Dios nos pronuncia, nos dice y diciéndonos nos da vida y, como Jesús, ¡somos sus palabras! Dios nos narra, y narrándonos vivimos; Dios narra sus sueños y nosotros los vivimos entre sudores y lágrimas, entre risas y abrazos. Si nos ponemos poéticos y teológicos, el sentido de nuestra vida consiste en que ser lo que Dios pronuncia. En la mentalidad de nuestra época y del mundo en que vivimos, somos alguien hasta que nuestro nombre es reconocido por los demás. Si nuestro nombre no dice nada a nadie, es que todavía no somos alguien.
De niño,
cuando por primera vez
escribí mi nombre,
fui consciente
de que empezaba un libro.
Ser, como se dice, una persona de éxito. Pero a los ojos, a la luz de su Palabra, el nombre que tenemos es el de hijos, y como hijos, lo que se espera de nosotros es que nos parezcamos a nuestro Padre; el nombre de hijo, el único que importa, se nos dio en el bautismo, y los demás nombres, los títulos que ganemos en este mundo seguro que no aparecerán en el Libro de la Vida.
Hacer nacer al libro implica morir en el libro para luego nacer de él, afirmó alguna vez Edmond Jabés. Como escritor, se entiende que escribir implica mucho esfuerzo y disciplina; implica haber leído mucho, en libros y en la vida; exige tener algo que decir, que valga la pena para más de uno, porque no se había dicho antes, o no de esa manera, o más clara o más bella; significa tener claro lo que se va a escribir, pero sobre todo, lo que no se va a decir; significa pensar las palabras que usaremos, con mucho respeto, optar por unas y dejar otras a un lado. Hasta que el libro está termino, y cuando es leído por otros ojos, dejar al lector que se pregunte y se responda a sí mismo saber quién lo escribió y si vale la pena recordar su nombre. Cuando vi por primera vez mi nombre en pensé que ya tenía ganada la inmortalidad, pero la gloria del escritor la da el lector.
Sueñas con tener un lugar en el libro, y al punto te conviertes en una palabra compartida por ojos y labios.

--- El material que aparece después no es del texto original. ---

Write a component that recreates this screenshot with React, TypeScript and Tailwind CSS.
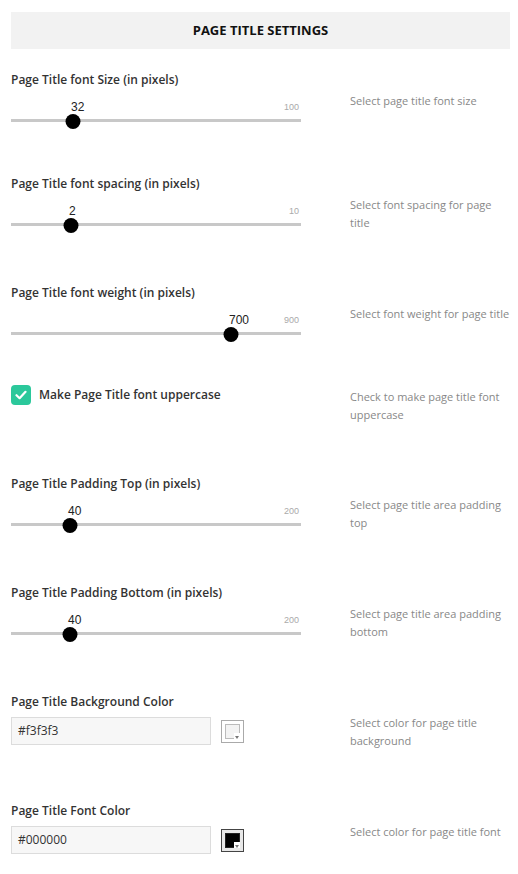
import React from 'react';

type SliderRow = {
  kind: 'slider';
  label: string;
  value: number;
  max: number;
  thumb: number; // thumb centre, px from track start
  desc: string;
  h: string;
};

type CheckRow = { kind: 'check'; label: string; desc: string; h: string };
type ColorRow = { kind: 'color'; label: string; value: string; swatch: string; dark: boolean; desc: string; h: string };

type Row = SliderRow | CheckRow | ColorRow;

const rows: Row[] = [
  { kind: 'slider', label: 'Page Title font Size (in pixels)', value: 32, max: 100, thumb: 62, desc: 'Select page title font size', h: 'h-[104px]' },
  { kind: 'slider', label: 'Page Title font spacing (in pixels)', value: 2, max: 10, thumb: 60, desc: 'Select font spacing for page title', h: 'h-[109px]' },
  { kind: 'slider', label: 'Page Title font weight (in pixels)', value: 700, max: 900, thumb: 220, desc: 'Select font weight for page title', h: 'h-[101px]' },
  { kind: 'check', label: 'Make Page Title font uppercase', desc: 'Check to make page title font uppercase', h: 'h-[90px]' },
  { kind: 'slider', label: 'Page Title Padding Top (in pixels)', value: 40, max: 200, thumb: 59, desc: 'Select page title area padding top', h: 'h-[109px]' },
  { kind: 'slider', label: 'Page Title Padding Bottom (in pixels)', value: 40, max: 200, thumb: 59, desc: 'Select page title area padding bottom', h: 'h-[109px]' },
  { kind: 'color', label: 'Page Title Background Color', value: '#f3f3f3', swatch: '#f3f3f3', dark: false, desc: 'Select color for page title background', h: 'h-[109px]' },
  { kind: 'color', label: 'Page Title Font Color', value: '#000000', swatch: '#000000', dark: true, desc: 'Select color for page title font', h: 'h-[60px]' },
];

const sans = "font-['Open_Sans',sans-serif]";

function Slider({ row }: { row: SliderRow }) {
  return (
    <div>
      <div className="text-[12px] leading-[18px] font-semibold text-[#333]">{row.label}</div>
      <div className="relative mt-[10px] h-[30px] w-[290px]">
        <span
          className="absolute top-[1px] font-['Liberation_Sans',sans-serif] text-[12px] leading-[14px] text-[#222]"
          style={{ left: row.thumb - 2 }}
        >
          {row.value}
        </span>
        <span className="absolute right-[2px] top-[3px] font-['Liberation_Sans',sans-serif] text-[9px] leading-[10px] text-[#aaa]">
          {row.max}
        </span>
        <div className="absolute left-0 right-0 top-[20px] h-[3px] bg-[#c8c8c8]" />
        <div
          className="absolute top-[15px] h-[15px] w-[15px] -translate-x-1/2 rounded-full bg-black"
          style={{ left: row.thumb }}
        />
      </div>
    </div>
  );
}

function Check({ row }: { row: CheckRow }) {
  return (
    <div className="flex items-center">
      <div className="flex h-[20px] w-[20px] items-center justify-center rounded-[4px] bg-[#2bc89b]">
        <svg width="12" height="10" viewBox="0 0 12 10" fill="none">
          <path d="M1.5 5.2 4.6 8.2 10.5 1.8" stroke="white" strokeWidth="2.2" strokeLinecap="round" strokeLinejoin="round" />
        </svg>
      </div>
      <span className="ml-[8px] text-[12px] leading-[18px] font-semibold text-[#333]">{row.label}</span>
    </div>
  );
}

function ColorField({ row }: { row: ColorRow }) {
  return (
    <div>
      <div className="text-[12px] leading-[18px] font-semibold text-[#333]">{row.label}</div>
      <div className="mt-[6px] flex items-center">
        <div className="flex h-[28px] w-[200px] items-center border border-[#dcdcdc] bg-[#f7f7f7] px-[6px] text-[12px] text-[#333]">
          {row.value}
        </div>
        <div
          className={
            'ml-[10px] h-[23px] w-[23px] border p-[3px] ' +
            (row.dark ? 'border-[#444] bg-[#e8e8e8]' : 'border-[#aaa] bg-white')
          }
        >
          <div
            className={'relative h-full w-full border ' + (row.dark ? 'border-[#222]' : 'border-[#bbb]')}
            style={{ backgroundColor: row.swatch }}
          >
            <div className="absolute -bottom-px -right-px flex h-[6px] w-[6px] items-end justify-center bg-white">
              <svg width="4" height="3" viewBox="0 0 4 3">
                <path d="M0 0h4L2 3z" fill="#777" />
              </svg>
            </div>
          </div>
        </div>
      </div>
    </div>
  );
}

export default function App() {
  return (
    <div className={`${sans} min-h-[874px] w-[518px] bg-white pt-[12px]`}>
      <div className="ml-[11px] flex h-[37px] w-[499px] items-center justify-center bg-[#f2f2f2] text-[13px] font-bold text-[#111]">
        PAGE TITLE SETTINGS
      </div>
      <div className="mt-[22px]">
        {rows.map((row) => (
          <div key={row.label} className={`${row.h} flex pl-[11px]`}>
            <div className="w-[290px] shrink-0">
              {row.kind === 'slider' && <Slider row={row} />}
              {row.kind === 'check' && <Check row={row} />}
              {row.kind === 'color' && <ColorField row={row} />}
            </div>
            <div
              className={
                'ml-[49px] w-[163px] text-[11px] leading-[18px] text-[#888] ' +
                (row.kind === 'check' ? 'pt-[3px]' : 'pt-[21px]')
              }
            >
              {row.desc}
            </div>
          </div>
        ))}
      </div>
    </div>
  );
}
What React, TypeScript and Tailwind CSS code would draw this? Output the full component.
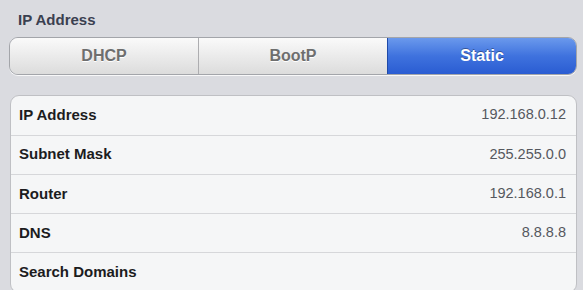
const modes = ["DHCP", "BootP", "Static"]

const rows = [
  { label: "IP Address", value: "192.168.0.12" },
  { label: "Subnet Mask", value: "255.255.0.0" },
  { label: "Router", value: "192.168.0.1" },
  { label: "DNS", value: "8.8.8.8" },
  { label: "Search Domains", value: "" }
]

export default function App() {
  const selected = "Static"

  return (
    <div
      className="w-[583px] h-[290px] overflow-hidden bg-[#dadbe0] pt-[11px] pl-[9px] pr-[6px]"
      style={{ fontFamily: '"Liberation Sans", Arial, sans-serif' }}
    >
      {/* Section title */}
      <h3 className="pl-[9px] text-[15px] leading-[17px] font-bold text-[#3a4050]">IP Address</h3>

      {/* Segmented control */}
      <div className="mt-[9px] flex h-[38px] rounded-[9px] border border-[#a3a5aa] overflow-hidden shadow-[0_1px_0_rgba(255,255,255,0.8)]">
        {modes.map((mode, i) => {
          const active = mode === selected
          return (
            <div
              key={mode}
              className={
                active
                  ? "flex-1 flex items-center justify-center bg-gradient-to-b from-[#6b99ec] via-[#3f72de] to-[#2a5cd2] border-l border-[#1f4aa8] text-white text-[16px] font-bold [text-shadow:0_-1px_0_rgba(0,0,0,0.35)]"
                  : i === 0
                    ? "flex-1 flex items-center justify-center bg-gradient-to-b from-[#fafafa] to-[#dcdcdc] text-[#6e6e6e] text-[16px] font-bold [text-shadow:0_1px_0_#fff]"
                    : "flex-1 flex items-center justify-center bg-gradient-to-b from-[#fafafa] to-[#dcdcdc] border-l border-[#adadb0] text-[#6e6e6e] text-[16px] font-bold [text-shadow:0_1px_0_#fff]"
              }
            >
              {mode}
            </div>
          )
        })}
      </div>

      {/* Address table */}
      <div className="mt-[20px] ml-[1px] rounded-[9px] border border-[#bfc0c4] bg-[#f5f6f7] overflow-hidden">
        {rows.map((row, i) => (
          <div
            key={row.label}
            className={
              i === 0
                ? "flex h-[38.5px] items-center justify-between pl-[8px] pr-[10px]"
                : "flex h-[39.3px] items-center justify-between pl-[8px] pr-[10px] border-t border-[#d6d7da]"
            }
          >
            <span className="text-[15px] font-bold text-[#1c1c1e]">{row.label}</span>
            <span className="text-[14.5px] text-[#55585e]">{row.value}</span>
          </div>
        ))}
      </div>
    </div>
  )
}
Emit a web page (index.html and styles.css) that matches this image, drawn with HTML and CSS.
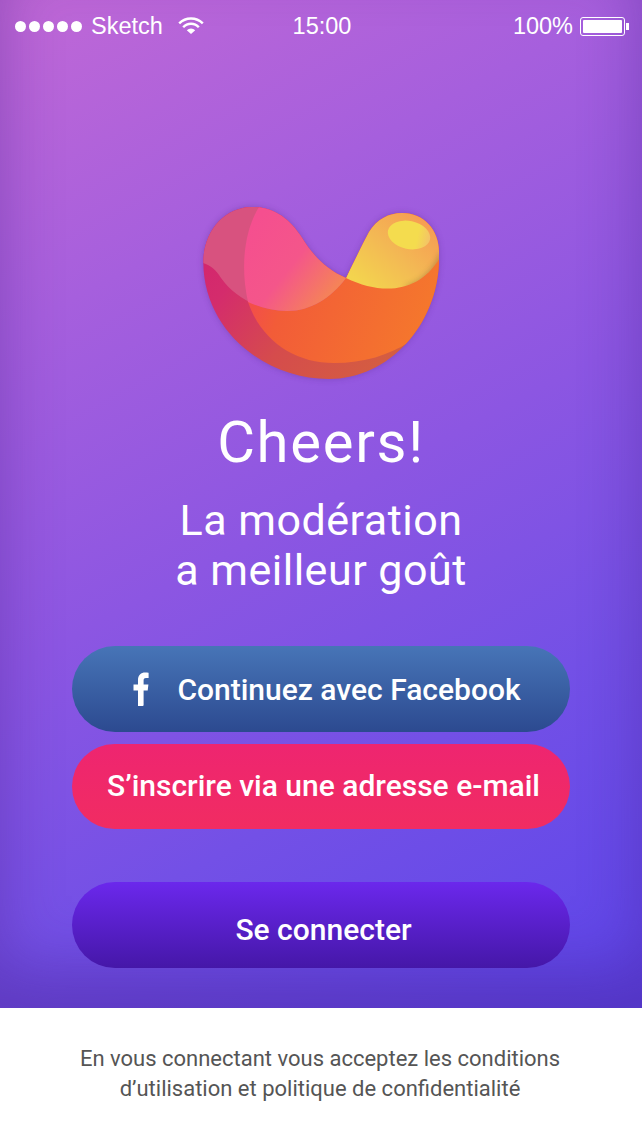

Tener un lugar en el Libro de la Vida supone ser una palabra compartida por los ojos y los labios de Dios, y también por los ojos y los labios de la humanidad. Tener un lugar en el libro de la Vida es lo mismo que alcanzar el cielo; significa vivir en plenitud, ser alguien para la gloria y para la eternidad; hacernos de un nombre; más aún, hacernos dignos del nombre de “hijos” que Dios nos ha regalado. Significa que nuestra vida sea digna de ser recordada y recontada una y otra vez, pero no de cualquier manera, sino como ha sido recordada y recontada la vida de Jesús; significa hacer de nuestra vida un evangelio, una buena noticia de amor y salvación para todos; significa ser palabras de comprensión, de misericordia, de reconciliación, de curación; ser palabras, no sólo decirlas; palabras que ayuden a los silenciados a recuperar su historia y narrarla en clave de salvación; significa bautizarlos, es decir, sumergirlos en el amor de Dios, que nace nuevas todas las cosas.
La historia por excelencia es la historia de Jesús, la Palabra de Dios por excelencia es Jesús. Llegar al cielo, alcanzar la gloria, tocar la plenitud es vivir como Jesús, aunque implique morir. Es más, amar como Jesús siempre implicará morir, como muere el escritor para hacer nacer el libro, si es que quiere vivir de Él. Un día preguntó Mafalda a Miguelito, que veía hacia arriba, parado a mitad de parque: “¿Qué hacés, Miguelito?” “Trato de ver a mi tatarabuelo. Según mi mamá, mi tatarabuelo se fue al cielo a los noventa años.” “¡Pero hombre!”, le replicó Mafalda, abriendo los brazos, “el cielo es enorme y quién sabe por dónde anda tu tatarabuelo”. “Bah, por aquí nomás”, respondió Miguelito, convencido, “a los noventa años nadie puede tener mucha autonomía de vuelo.”
Celebrar la ascensión de Jesús al cielo no es recordar un recorrido geográfico, es celebrar que la plenitud consumada en su vida, la que ha sido recuperada por el Padre y por su Iglesia; es celebrar que su nombre fue digno de ser recordado porque vivió y amó como nadie más lo había hecho; es celebrar que no sólo que no merecía que su nombre fuera olvidado, sino que Dios ha rescatado su Nombre, su Vida, de la vergüenza y de la injusticia, en que había sido sepultado, y que ha puesto su nombre por encima de todo otro nombre. Significa pronunciar el nombre del Señor y experimentar su vida dentro de nosotros y entre nosotros mismos, invitándonos, alentándonos a escribir nuestra vida como Él escribió la suya, a vivir como Él vivió, a morir como Él murió, amando como Él amó y así alcanzar su misma plenitud. A hacernos de un nombre como el suyo.
Nacer es buscarme un nombre,
hallarlo ya es morir.
Llegar al cielo es contemplarnos pronunciados, tiernamente, por los labios del Señor.